The type char means then, that the data stored in
consecutive addresses is to be understood as a sentence
like:
"Please enter the amount"
that should be shown at default centered coordinates
with some button underneath and an edit field.

Integers can be used to store text, or colors if you
like: you make an alphabet and assign integers to the whole
color spectrum. The integers are interpreted by the screen
hardware as colors to be shown. Images can be stored as
integers that encode intensity levels and direct the
hardware to display the image.

Integers can store audio, as the many files floating
around will prove... Bach, Ravel, and many others can be
encoded in integers that represent a waveform at an
implicit frequency.

Integers can be used to encode other integers, so you
get formats like mp3 that take the voluminous sequence
of integers produced by the sampler and spit integers
again, but much less.

The type of the integers changes. It will be of no use
to the mp3 decoder to try to understand a photograph as
a song. Or maybe, we should hear what comes out of it
who knows...

In any case the type of the mp3 data is a song, not
a photograph, and if you display it as text (you can
do that one day to "see" a song) it will not be
meaningful either, the type is wrong.

All machines handle basically nothing else but bits.
To find our way we define types of data, i.e. we
ascribe a specific meaning to each bit of what we are
processing: a song, a photograph, some text, a number,
whatever.

Integers aren't all, as everyone knows, 0.5 exists,
and it is not an integer. Well, that doesn't hold.

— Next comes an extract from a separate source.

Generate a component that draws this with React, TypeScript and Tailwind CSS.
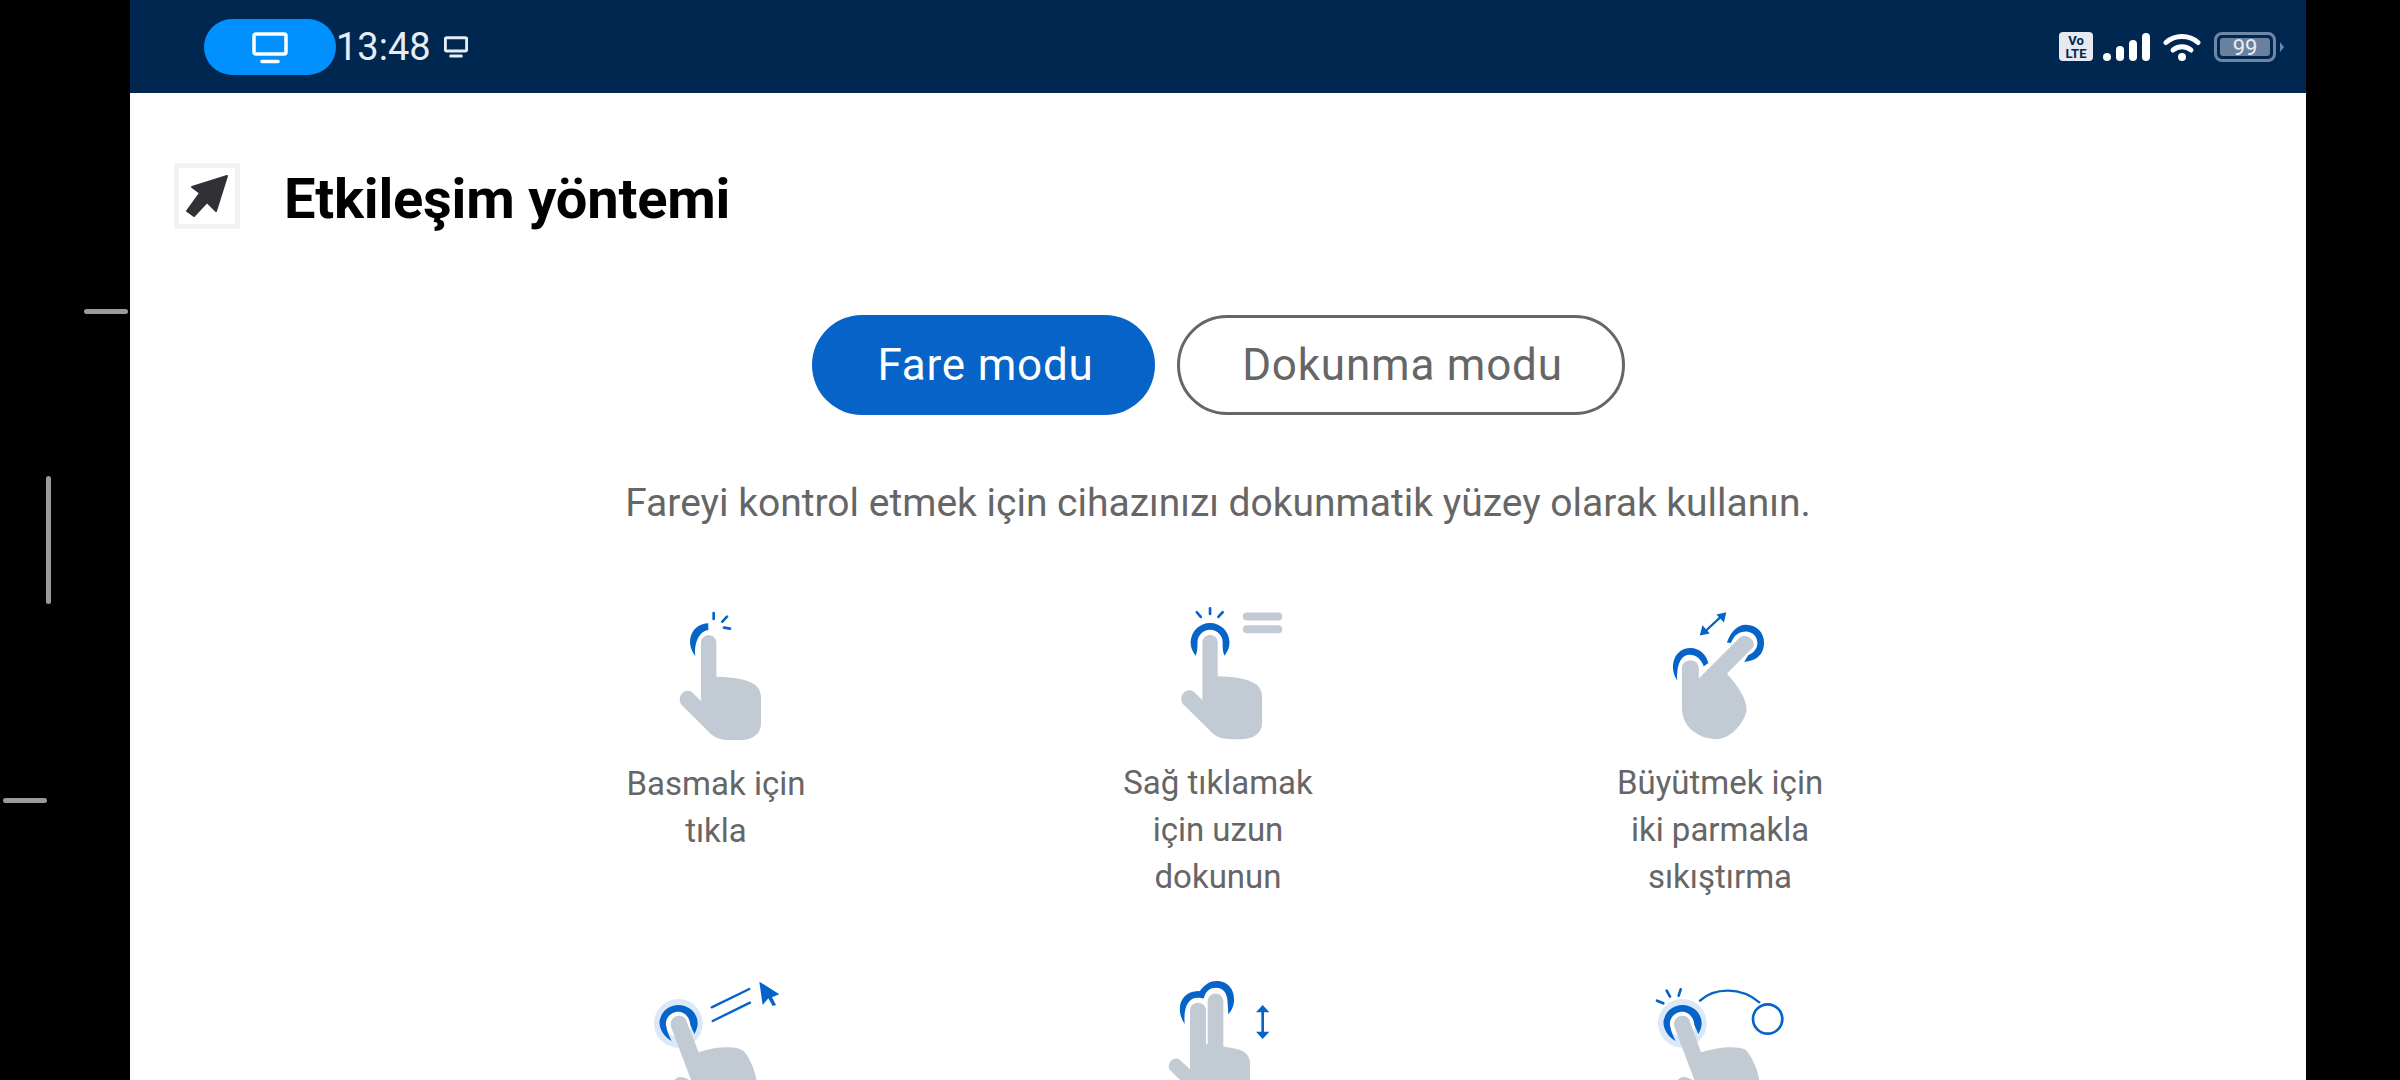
import React from 'react'

const BLUE = '#0663c7'
const GRAY = '#c2cad4'

function Monitor({ className, weight = 3.5 }: { className: string; weight?: number }) {
  return (
    <svg viewBox="0 0 36 32" className={className} fill="none" stroke="currentColor">
      <rect x="2" y="2" width="32" height="20" rx="2" strokeWidth={weight} />
      <path d="M10 29.5h16" strokeWidth={weight} strokeLinecap="round" />
    </svg>
  )
}

function StatusBar() {
  return (
    <div className="h-[93px] bg-[#002750] flex items-center justify-between pl-[74px] pr-[22px]">
      <div className="flex items-center">
        <div className="w-[132px] h-[56px] rounded-full bg-[#0091ff] flex items-center justify-center text-white">
          <Monitor className="w-[36px] h-[32px] mt-[2px]" />
        </div>
        <span className="text-[38px] leading-none text-[#e8edf5]">13:48</span>
        <Monitor className="w-[24px] h-[22px] ml-[13px] text-[#e8edf5]" weight={4.5} />
      </div>
      <div className="flex items-center">
        <div className="w-[34px] h-[29px] rounded-[4px] bg-[#e6e9ef] text-[#002750] flex flex-col items-center justify-center font-bold text-[13px] leading-[13px]">
          <span>Vo</span>
          <span>LTE</span>
        </div>
        <div className="flex items-end gap-[5px] ml-[10px] h-[28px]">
          <div className="w-[8px] h-[8px] rounded-full bg-white" />
          <div className="w-[8px] h-[15px] rounded-full bg-white" />
          <div className="w-[8px] h-[21px] rounded-full bg-white" />
          <div className="w-[8px] h-[28px] rounded-full bg-white" />
        </div>
        <svg viewBox="0 0 38 28" className="w-[38px] h-[28px] ml-[13px]" fill="none" stroke="white" strokeWidth="5" strokeLinecap="round">
          <path d="M3 9.5C12 1.5 26 1.5 35 9.5" />
          <path d="M10 17C15 12.5 23 12.5 28 17" />
          <circle cx="19" cy="24" r="4" fill="white" stroke="none" />
        </svg>
        <div className="w-[62px] h-[30px] ml-[13px] rounded-[8px] border-[3px] border-[#6d87a5] p-[3px]">
          <div className="h-full rounded-[3px] bg-[#6a819e] text-[#e8ecf2] text-[22px] leading-[19px] text-center">99</div>
        </div>
        <svg viewBox="0 0 4 10" className="w-[4px] h-[10px] ml-[4px]">
          <path d="M0 0l4 5-4 5z" fill="#6d87a5" />
        </svg>
      </div>
    </div>
  )
}

function Icon({ viewBox, children }: { viewBox: string; children: React.ReactNode }) {
  return (
    <svg viewBox={viewBox} className="w-[160px] h-[160px] block" fill="none" strokeLinecap="round">
      {children}
    </svg>
  )
}

function TapIcon() {
  return (
    <Icon viewBox="-45 0 480 480">
      <path d="M133 168C100 125 122 72 172 70L172 90C148 92 128 125 133 168Z" fill={BLUE} />
      <path d="M188 39v18M228 50l-14 15M219 83l18 3" stroke={BLUE} strokeWidth="8" />
      <path
        d="M196 230C260 232 330 240 330 290L330 370C330 405 300 420 270 420L235 420C205 420 185 410 170 392L95 318C72 295 100 258 125 278L150 303L150 128C150 98 196 98 196 128Z"
        fill={GRAY}
      />
    </Icon>
  )
}

function LongPressIcon() {
  return (
    <Icon viewBox="-66 0 480 480">
      <path
        d="M107 168A58.7 58.7 0 1 1 193 168C188 150 188 145 188 128A38 38 0 0 0 112 128C112 145 112 150 107 168Z"
        fill={BLUE}
      />
      <path d="M150 25v17M110 37l12 14M188 37l-13 14" stroke={BLUE} strokeWidth="8" />
      <path d="M261 50h95M261 88h95" stroke={GRAY} strokeWidth="24" />
      <path
        d="M173 230C237 232 307 240 307 290L307 370C307 405 277 420 247 420L212 420C182 420 162 410 147 392L72 318C49 295 77 258 102 278L127 303L127 128C127 98 173 98 173 128Z"
        fill={GRAY}
      />
    </Icon>
  )
}

function PinchIcon() {
  return (
    <Icon viewBox="-33 0 480 480">
      <path
        d="M78 243C50 200 70 145 118 145C145 145 165 165 172 190L158 200C150 178 135 165 115 165C90 165 75 195 78 243Z"
        fill={BLUE}
      />
      <path
        d="M228 128C240 95 260 75 285 75C320 75 340 100 340 130C340 165 315 185 280 187L292 167C310 160 320 145 320 130C320 110 305 95 285 95C265 95 250 105 240 130Z"
        fill={BLUE}
      />
      <path d="M165 92L210 50" stroke={BLUE} strokeWidth="7" />
      <path d="M146 107L154 76L176 101ZM226 37L196 44L219 68Z" fill={BLUE} />
      <path
        d="M228 222C260 260 290 300 287 335C280 370 240 420 195 420C150 420 95 390 92 330L92 205C92 175 143 175 143 205L143 237L265 115C285 95 322 125 305 145Z"
        fill={GRAY}
      />
    </Icon>
  )
}

const RING = 'M92 213C60 195 50 160 58 145C65 120 88 105 112 105C145 105 170 130 170 160C170 172 166 182 160 192L148 165C146 140 130 125 112 125C90 125 72 145 75 165C78 185 85 200 92 213Z'

function DragCursorIcon() {
  return (
    <svg viewBox="-15 0 480 330" className="w-[160px] h-[110px] block" fill="none" strokeLinecap="round">
      <circle cx="112" cy="160" r="73" fill="#dbe8f7" />
      <circle cx="112" cy="160" r="40" fill="white" />
      <path d={RING} fill={BLUE} />
      <path d="M212 112L325 57M215 153L327 98" stroke={BLUE} strokeWidth="7" />
      <path d="M355 35L415 73L393 82L405 105L395 108L382 85L365 105Z" fill={BLUE} />
      <path
        d="M90 170C82 135 130 125 137 155L173 247C220 230 290 225 310 245C330 270 340 300 347 330L150 330ZM100 330C110 318 125 318 145 330Z"
        fill={GRAY}
      />
    </svg>
  )
}

function ScrollIcon() {
  return (
    <svg viewBox="-66 0 480 330" className="w-[160px] h-[110px] block" fill="none" strokeLinecap="round">
      <path d="M74 162C45 120 60 63 115 63L135 66L132 85C125 84 120 83 113 83C85 83 70 110 74 162Z" fill={BLUE} />
      <path
        d="M118 65C135 42 150 33 170 33C205 33 225 60 222 95C220 110 215 122 205 133L203 100C203 70 190 53 168 53C150 53 140 62 132 80Z"
        fill={BLUE}
      />
      <path d="M308 125V190" stroke={BLUE} strokeWidth="8" strokeLinecap="butt" />
      <path d="M308 105L328 127H288ZM308 207L328 185H288Z" fill={BLUE} />
      <path
        d="M143 223L143 95C143 62 190 62 190 95L190 230C240 235 270 245 270 280L270 330L60 330L32 302C14 285 42 252 62 272L90 298L90 122C90 90 138 90 138 122L138 223Z"
        fill={GRAY}
      />
    </svg>
  )
}

function DoubleTapDragIcon() {
  return (
    <svg viewBox="-3 0 480 330" className="w-[160px] h-[110px] block" fill="none" strokeLinecap="round">
      <circle cx="124" cy="160" r="73" fill="#dbe8f7" />
      <circle cx="124" cy="160" r="40" fill="white" />
      <path d={RING} fill={BLUE} transform="translate(12 0)" />
      <path d="M48 92L67 100M77 62L87 80M119 58L113 77" stroke={BLUE} strokeWidth="8" />
      <path d="M177 92C220 52 300 50 355 97" stroke={BLUE} strokeWidth="7" />
      <circle cx="380" cy="147" r="44" stroke={BLUE} strokeWidth="8" />
      <path
        d="M100 170C92 135 140 125 147 155L180 247C225 232 290 225 315 240C335 265 350 300 355 330L160 330ZM110 330C120 318 135 318 155 330Z"
        fill={GRAY}
      />
    </svg>
  )
}

const gestures = [
  { icon: <TapIcon />, lines: ['Basmak için', 'tıkla'] },
  { icon: <LongPressIcon />, lines: ['Sağ tıklamak', 'için uzun', 'dokunun'] },
  { icon: <PinchIcon />, lines: ['Büyütmek için', 'iki parmakla', 'sıkıştırma'] },
]

export default function App() {
  return (
    <div className="relative w-[2400px] h-[1080px] overflow-hidden bg-black flex font-['Roboto',sans-serif]">
      {/* navigation handles on the black edge */}
      <div className="absolute left-[84px] top-[309px] w-[44px] h-[5px] rounded-full bg-[#9a9a9a]" />
      <div className="absolute left-[46px] top-[476px] w-[5px] h-[128px] rounded-full bg-[#9a9a9a]" />
      <div className="absolute left-[3px] top-[798px] w-[44px] h-[5px] rounded-full bg-[#9a9a9a]" />

      <div className="ml-[130px] w-[2176px] h-full bg-white">
        <StatusBar />

        <div className="flex items-start pl-[44px] pt-[70px]">
          <div className="w-[66px] h-[66px] border-[5px] border-[#f2f2f2]">
            <svg viewBox="5 5 56 56" className="w-[56px] h-[56px]">
              <path
                d="M53 13L18 24L26 30L13 48L20 53L33 39L42 48Z"
                fill="#303136"
                stroke="#303136"
                strokeWidth="2"
                strokeLinejoin="round"
              />
            </svg>
          </div>
          <h1 className="ml-[44px] mt-[3px] text-[56px] leading-[66px] tracking-[-0.2px] font-bold text-black">Etkileşim yöntemi</h1>
        </div>

        <div className="flex justify-center gap-[22px] mt-[83px] ml-[1px]">
          <button className="w-[343px] h-[100px] pl-[4px] rounded-full bg-[#0663c7] text-white text-[44px] tracking-[0.8px]">
            Fare modu
          </button>
          <button className="w-[448px] h-[100px] pl-[3px] rounded-full border-[3px] border-[#666666] text-[#666666] text-[44px] tracking-[0.8px]">
            Dokunma modu
          </button>
        </div>

        <p className="mt-[58px] text-center text-[39px] leading-[60px] text-[#666666]">
          Fareyi kontrol etmek için cihazınızı dokunmatik yüzey olarak kullanın.
        </p>

        <div className="grid grid-cols-3 w-[1506px] mx-auto mt-[67px] gap-y-[70px]">
          {gestures.map((g) => (
            <div key={g.lines[0]} className="flex flex-col items-center h-[300px]">
              {g.icon}
              <div className="text-center text-[33px] leading-[47px] text-[#666666]">
                {g.lines.map((line) => (
                  <div key={line}>{line}</div>
                ))}
              </div>
            </div>
          ))}
          <div className="flex justify-center">
            <DragCursorIcon />
          </div>
          <div className="flex justify-center">
            <ScrollIcon />
          </div>
          <div className="flex justify-center">
            <DoubleTapDragIcon />
          </div>
        </div>
      </div>
    </div>
  )
}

We can approximate real numbers by using two integers,
the mantissa and the exponent, and we can figure out
clever ways of adding those integer pairs (or floating
point numbers, see later in this tutorial).

Integers can be arbitrarily big, with today's hard disk
capacity storing an integer of 200 GB is possible.

Smaller integers can be handled with a lot less problems
however, and for most applications, double precision is
already quite good.

Note that we "approximate" real numbers, never really
touching them. There is a quantization loss in the encoding,
and a whole seri'es of problems implicit in the digital
nature of the encoding.

Some integers of 1 units are called "chars" and they are
used to encode the alphabet, making the machine store text.

In C you can at any moment change your mind and start
interpreting the same bits in another way. You make a
cast operation, i.e. you apply to some address a new
type.

Several simple types can be combined into aggregates,
i.e. a related bunch of data like integers, character
strings, real numbers, etc. This aggregates can have
relationships between them, represented by pointers to
other aggregates. This are composite types (structures
or unions)

The data is handled in procedures, i.e. a sequences of
instructions that receive some inputs, and produce some
output or modification of the program state. The type
of a procedure is strictly defined by the type of its
inputs and the type of the output (return value).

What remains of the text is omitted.